In this scenario, it is possible for the server to collect and store the cryptographic address(Destination) used to reply to the activity. It can treat this as a “Fingerprint” which is always 100% unique, because it is cryptographic in origin. This means that the linkability observed by the Shared Identity problem is perfect.

But is it a problem?

The shared identity problem is a problem when user-agents that speak the same protocol desire unlinkability. It was first mentioned in the context of HTTP in this Reddit Thread, with the deleted comments accessible courtesy of pullpush.io. At the time I was one of the most active respondents, and at the time I believed the issue was small. In the past 8 years, the situation and my opinion of it have changed, I now believe the threat posed by malicious destination correlation grows considerably as more sites are in a position to “profile” specific users.

This attack has a very low barrier to entry. It only requires that a hidden service operator operate multiple services. For attacks on contemporary visits(visiting multiple sites at the same time), this is the only requirement. For non-contemporary linking, one of those services must be a service which hosts “accounts” which belong to a single user who is targeted for tracking.

Currently, any service operator who hosts user accounts will be able to correlate them with activity across any sites they control by exploiting the Shared Identity problem. Mastodon, Gitlab, or even simple forums could be attackers in disguise as long as they operate more than one service and have an interest in creating a profile for a user. This surveillance could be conducted for stalking, financial gain, or intelligence-related reasons. Right now there are dozens of major operators, who could carry out this attack and gain meaningful data from it. We mostly trust them not to for now, but players who don’t care about our opinions could easily emerge.

This is directly related to a fairly basic form of profile-building on the clear web where organizations can correlate interactions on their site with interations on networks they control. On I2P, because the cryptographic destination is unique, this technique can sometimes be even more reliable, albeit without the additional power of geolocation.

The Shared Identity is not useful against a user who is using I2P solely to obfuscate geolocation. It also cannot be used to break I2P’s routing. It is only a problem of contextual identity management.

It is impossible to use the Shared Identity problem to geolocate an I2P user.
It is impossible to use the Shared Identity problem to link I2P sessions if they are not contemporary.

However, it is possible to use it to degrade the anonymity of an I2P user in circumstances which are probably very common. One reason they are common is becase we encourage the use of Firefox, a web browser which supports “Tabbed” operation.

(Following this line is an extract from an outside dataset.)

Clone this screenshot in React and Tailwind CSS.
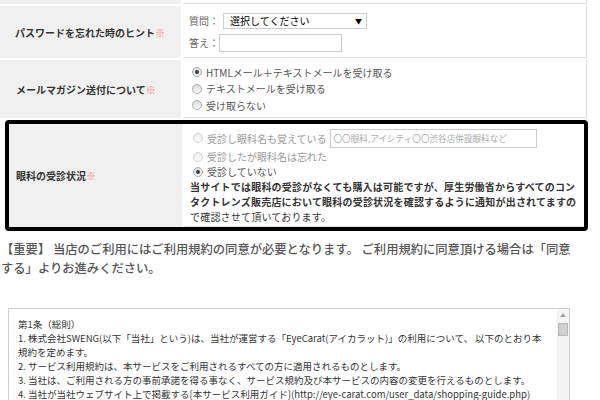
import React from 'react';

const Radio = ({ checked, light }) => (
  <span
    className={`inline-flex h-[10px] w-[10px] shrink-0 items-center justify-center rounded-full border bg-linear-to-b ${
      light ? 'border-[#cfcfcf] from-[#eeeeee] to-[#fbfbfb]' : 'border-[#a9a9a9] from-[#dedede] to-[#f8f8f8]'
    }`}
  >
    {checked && <span className="h-[4px] w-[4px] rounded-full bg-[#3a3a3a]" />}
  </span>
);

const Req = () => <span className="text-[#ff7a7a]">※</span>;

export default function App() {
  return (
    <div className="h-[400px] w-[600px] overflow-hidden bg-white font-['Noto_Sans_CJK_JP','Noto_Sans',sans-serif] text-[#333]">
      {/* previous row (cut off) */}
      <div className="flex h-[4px] w-[587px] gap-[2px]">
        <div className="w-[181px] bg-[#f0f0f0]" />
        <div className="flex-1 border-r border-b border-[#dddddd]" />
      </div>

      {/* password hint */}
      <div className="mt-[2px] flex h-[52px] w-[587px] gap-[2px]">
        <div className="flex w-[181px] items-center bg-[#f0f0f0] pl-[15px] text-[10px] font-bold">
          パスワードを忘れた時のヒント<Req />
        </div>
        <div className="flex-1 border-r border-b border-[#dddddd] pt-[7px] pl-[6px] text-[10px] text-[#666]">
          <div className="flex h-[16px] items-center">
            <span className="w-[34px] leading-none">質問：</span>
            <div className="flex h-[16px] w-[144px] items-center justify-between border border-[#cccccc] bg-white pr-[4px] pl-[6px] text-black">
              <span className="leading-none">選択してください</span>
              <span className="text-[7px] leading-none">▼</span>
            </div>
          </div>
          <div className="mt-[5px] flex h-[18px] items-center">
            <span className="w-[30px] leading-none">答え：</span>
            <div className="h-[18px] w-[123px] border border-[#cccccc] bg-white" />
          </div>
        </div>
      </div>

      {/* mail magazine */}
      <div className="mt-[2px] flex h-[58px] w-[587px] gap-[2px]">
        <div className="flex w-[181px] items-center bg-[#f0f0f0] pl-[16px] text-[10px] font-bold">
          メールマガジン送付について<Req />
        </div>
        <div className="flex-1 border-r border-b border-[#dddddd] pt-[4px] pl-[9px] text-[10px] text-[#555]">
          <div className="flex h-[16.5px] items-center gap-[4px]">
            <Radio checked />
            <span>HTMLメール＋テキストメールを受け取る</span>
          </div>
          <div className="flex h-[16.5px] items-center gap-[4px]">
            <Radio />
            <span>テキストメールを受け取る</span>
          </div>
          <div className="flex h-[16.5px] items-center gap-[4px]">
            <Radio />
            <span>受け取らない</span>
          </div>
        </div>
      </div>

      {/* highlighted row */}
      <div className="mt-[2px] ml-[5px] flex h-[111px] w-[583px] gap-[2px] rounded-[4px] border-[4px] border-black">
        <div className="flex w-[173px] items-center bg-[#f0f0f0] pl-[7px] text-[10px] font-bold">
          眼科の受診状況<Req />
        </div>
        <div className="flex-1 border-b border-[#dddddd] pt-[4px] pl-[9px] text-[10px]">
          <div className="flex h-[20px] items-center gap-[4px] text-[#999]">
            <Radio light />
            <span>受診し眼科名も覚えている</span>
            <div className="ml-[-1px] flex h-[19px] w-[207px] items-center overflow-hidden border border-[#cccccc] pl-[3px] text-[8.6px] whitespace-nowrap text-[#aaa]">
              〇〇眼科,アイシティ〇〇渋谷店併設眼科など
            </div>
          </div>
          <div className="mt-[1px] flex h-[15px] items-center gap-[4px] text-[#999]">
            <Radio light />
            <span>受診したが眼科名は忘れた</span>
          </div>
          <div className="flex h-[15px] items-center gap-[4px] text-[#555]">
            <Radio checked />
            <span>受診していない</span>
          </div>
          <div className="ml-[-3px] text-[10px] leading-[15px] tracking-[0.2px] whitespace-nowrap text-[#333]">
            <div className="font-bold">当サイトでは眼科の受診がなくても購入は可能ですが、厚生労働省からすべてのコン</div>
            <div className="font-bold">タクトレンズ販売店において眼科の受診状況を確認するように通知が出されてますの</div>
            <div>で確認させて頂いております。</div>
          </div>
        </div>
      </div>

      {/* notice */}
      <div className="mt-[9px] pl-[1px] text-[12.3px] leading-[19px] font-medium whitespace-nowrap text-[#555]">
        <div>【重要】 当店のご利用にはご利用規約の同意が必要となります。 ご利用規約に同意頂ける場合は「同意</div>
        <div>する」よりお進みください。</div>
      </div>

      {/* terms box */}
      <div className="mt-[30px] ml-[8px] flex h-[120px] w-[562px] border border-[#cccccc]">
        <div className="flex-1 overflow-hidden pt-[8px] pl-[9px] text-[9.5px] leading-[14px] whitespace-nowrap text-[#333]">
          <div>第1条（総則）</div>
          <div>1. 株式会社SWENG(以下「当社」という)は、当社が運営する「EyeCarat(アイカラット)」の利用について、 以下のとおり本</div>
          <div>規約を定めます。</div>
          <div>2. サービス利用規約は、本サービスをご利用されるすべての方に適用されるものとします。</div>
          <div>3. 当社は、ご利用される方の事前承諾を得る事なく、サービス規約及び本サービスの内容の変更を行えるものとします。</div>
          <div>4. 当社が当社ウェブサイト上で掲載する[本サービス利用ガイド](http://eye-carat.com/user_data/shopping-guide.php)</div>
          <div>は、本規約の一部を構成するものとします。</div>
        </div>
        <div className="flex w-[12px] flex-col items-center bg-[#f4f4f4]">
          <div className="flex h-[12px] w-full items-center justify-center">
            <svg width="6" height="4" viewBox="0 0 6 4">
              <path d="M0 4 L3 0 L6 4 Z" fill="#a3a3a3" />
            </svg>
          </div>
          <div className="mt-[2px] h-[13px] w-[10px] border border-[#b8b8b8] bg-[#d0d0d0]" />
        </div>
      </div>
    </div>
  );
}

It is always possible to produce a fingerprint from the Shared Identity problem in any web browser which supports requesting third-party resources.
Disabling Javascript accomplishes nothing against the Shared Identity problem.
If a link can be established between non-contemporary sessions such as by “traditional” browser fingerprinting, then the Shared Identity can be applied transitively, potentially enabling a non-contemporary linking strategy.
If a link can be established between a clearnet activity and an I2P identity, for instance, if the target is logged into a site with both an I2P and a clearnet presence on both sides, the Shared Identity can be applied transitively, potentially enabling complete de-anonymization.

How you view the severity of the Shared Identity problem as it applies to the I2P HTTP proxy depends on where you(or more to the point, a “user” with potentially uninformed expectationss) think the “contextual identity” for the application lies. There are several possibilities:

HTTP is both the Application and the Contextual Identity - This is how it works now. All HTTP Applications share an identity.
The Process is the Application and the Contextual Identity - This is how it works when an application uses an API like SAMv3 or I2CP, where an application creates it’s identity and controls it’s lifetime.
HTTP is the Application, but the Host is the Contextual Identity -This is the object of this proposal, which treats each Host as a potential “Web Application” and treats the threat surface as such.

Is it Solvable?

It is probably not possible to make a proxy which intelligently responds to every possible case in which it’s operation could weaken the anonymity of an application. However, it is possible to build a proxy which intelligently responds to a specific application which behaves in a predictable way. For instance, in modern Web Browsers, it is expected that users will have multiple tabs open, where they will be interacting with multiple web sites, which will be distinguished by hostname.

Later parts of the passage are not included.